Living life in community is a wonderfully messy thing and I recommend it for everyone! Intentionally sharing life with people challenges, grows , matures and humbles you in the best possible ways. There are times when it brings me nothing but sheer joy to share life with great people here, to be readily available for others, to invest in them and have them invest in me. I can say beyond a shadow of a doubt that living in community has irrevociably made me a better person. I am more attentive to other's needs, more reliant on the HS for wisdom in how to respond, more careful with my words, more supportive, and a more caring human being.
However, there are times when being in a covenant relationship with people is also draining. Sometimes I feel too tired to actively engage other people. There are things that I need to get done: assignments, emails, running errands, focusing on the people around me....wait, in my desire to serve people I can easily ignore the person in front of me. In my selfishness I can choose to not engage in a conversation that will push me out of my comfort zone by using the excuse that I am "too busy serving people" or "focusing on my min." And that is what it all boils down to in the end, selfishness. I am a selfish human being that must daily fight the urge to look out for myself, to put my needs first, to make sure I am taking care of and comfortable before I focus on others.

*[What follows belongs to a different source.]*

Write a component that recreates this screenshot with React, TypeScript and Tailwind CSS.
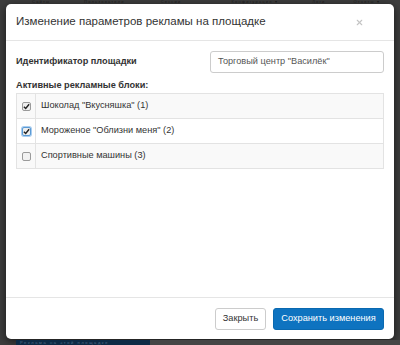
import {X} from 'lucide-react'

type TAdBlock = {
  id: number
  name: string
  checked: boolean
  focused?: boolean
}

const adBlocks: TAdBlock[] = [
  {id: 1, name: 'Шоколад "Вкусняшка" (1)', checked: true},
  {id: 2, name: 'Мороженое "Облизни меня" (2)', checked: true, focused: true},
  {id: 3, name: 'Спортивные машины (3)', checked: false},
]

const navItems = [
  {label: 'Сайты', x: 'ml-[32px]'},
  {label: 'Пользователи', x: 'ml-[34px]'},
  {label: 'Сессии', x: 'ml-[36px]'},
  {label: 'Конфигурация ▾', x: 'ml-[50px]'},
  {label: 'Логи', x: 'ml-[34px]'},
  {label: 'Отчеты ▾', x: 'ml-[28px]'},
]

function CheckBox({checked, focused}: {checked: boolean; focused?: boolean}) {
  return (
    <div
      className={`w-[9px] h-[9px] rounded-[2px] border flex items-center justify-center ${
        focused ? 'border-[#5b9bd5] shadow-[0_0_0_1px_#a9cdf0]' : 'border-[#9a9a9a]'
      } ${checked ? 'bg-[#eeeeee]' : 'bg-[#f2f2f2]'}`}
    >
      {checked && (
        <svg width="7" height="7" viewBox="0 0 8 8">
          <path d="M1 4.2 L3.1 6.3 L7 1.5" fill="none" stroke="#222" strokeWidth="1.6" />
        </svg>
      )}
    </div>
  )
}

function App() {
  return (
    <div
      className="w-[400px] h-[345px] bg-[#3d3d3d] overflow-hidden flex flex-col text-[#333]"
      style={{fontFamily: '"Liberation Sans", Arial, sans-serif'}}
    >
      {/* navbar behind the overlay */}
      <div className="h-[4px] flex items-center text-[4px] text-[#1e1e1e] leading-[4px] tracking-[1.2px] shrink-0">
        {navItems.map(item => (
          <span key={item.label} className={`${item.x} whitespace-nowrap`}>
            {item.label}
          </span>
        ))}
      </div>

      <div className="mx-[6px] h-[335px] shrink-0 bg-white rounded-[5px] shadow-[0_2px_8px_rgba(0,0,0,0.6)] flex flex-col">
        <div className="h-[37px] px-[10px] border-b border-[#e5e5e5] flex items-center justify-between">
          <h4 className="text-[11.5px] leading-none">Изменение параметров рекламы на площадке</h4>
          <X size={9} strokeWidth={3} className="text-[#c4c4c4] mr-[20px] mt-[1px]" />
        </div>

        <div className="flex-1 px-[10px] pt-[10px]">
          <div className="flex items-center justify-between h-[22px]">
            <span className="text-[9.2px] font-bold">Идентификатор площадки</span>
            <div className="w-[174px] h-[22px] border border-[#cccccc] rounded-[3px] flex items-center px-[7px] text-[9.2px] text-[#555]">
              Торговый центр "Василёк"
            </div>
          </div>
          <div className="text-[9.2px] font-bold mt-[6px] leading-[12px]">Активные рекламные блоки:</div>
          <table className="w-full border-collapse mt-[2px] text-[9.2px]">
            <tbody>
              {adBlocks.map((block, index) => (
                <tr key={block.id} className={index % 2 === 0 ? 'bg-[#f9f9f9]' : 'bg-white'}>
                  <td className="w-[19px] h-[25px] border border-[#e3e3e3] align-middle">
                    <div className="flex justify-center">
                      <CheckBox checked={block.checked} focused={block.focused} />
                    </div>
                  </td>
                  <td className="h-[25px] border border-[#e3e3e3] pl-[5px] align-middle">{block.name}</td>
                </tr>
              ))}
            </tbody>
          </table>
        </div>

        <div className="h-[42px] border-t border-[#e5e5e5] px-[10px] pt-[10px] flex justify-end gap-[7px]">
          <button className="w-[51px] h-[22px] border border-[#cccccc] rounded-[3px] bg-white text-[9.2px] text-[#333]">
            Закрыть
          </button>
          <button className="w-[111px] h-[22px] border border-[#0a69b0] rounded-[3px] bg-[#0e73c0] text-[9.2px] text-white">
            Сохранить изменения
          </button>
        </div>
      </div>

      {/* page content behind the overlay */}
      <div className="flex-1 flex items-end">
        <div className="ml-[16px] w-[134px] h-[5px] bg-[#0d2a45] flex items-center text-[4px] leading-[4px] tracking-[1.6px] text-[#4f6b88] pl-[4px] whitespace-nowrap">
          Реклама на этой площадке
        </div>
        <div className="flex-1 h-[5px] bg-[#454545]" />
      </div>
    </div>
  )
}

export default App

Life in community is showing me just how deep this selfish root goes. As the Body we are called to serve one another, to regard others more highly than we regard ourselves. This is a hard thing to do because it directly counters our innate self-centred nature. Living life in community daily provides me with the opportunity to consider others more highly than myself, to put my own needs on the back-burner to listen to someone else's heart. And getting a glimpse into the heart of another human being gives you a glimpse into the heart, personality, and creativity of our Father. Every time I talk with a member of my community I am reminded of His astoundingly diverse characteristics: joy, patience, diligence, sensitivity, careful planning, creativity, burden for the lost, truth, encouragement, and justice just to name a few.
Choosing not to press into a situation or not fully investing in a relationship denies me the opportunity to experience my Father in a new way. So, in the end, not fully engaging is the most selfish thing I can do because I am ultimately denying myself the opportunity to connect to the heart of my Papa and missing out on experiencing His love in new ways.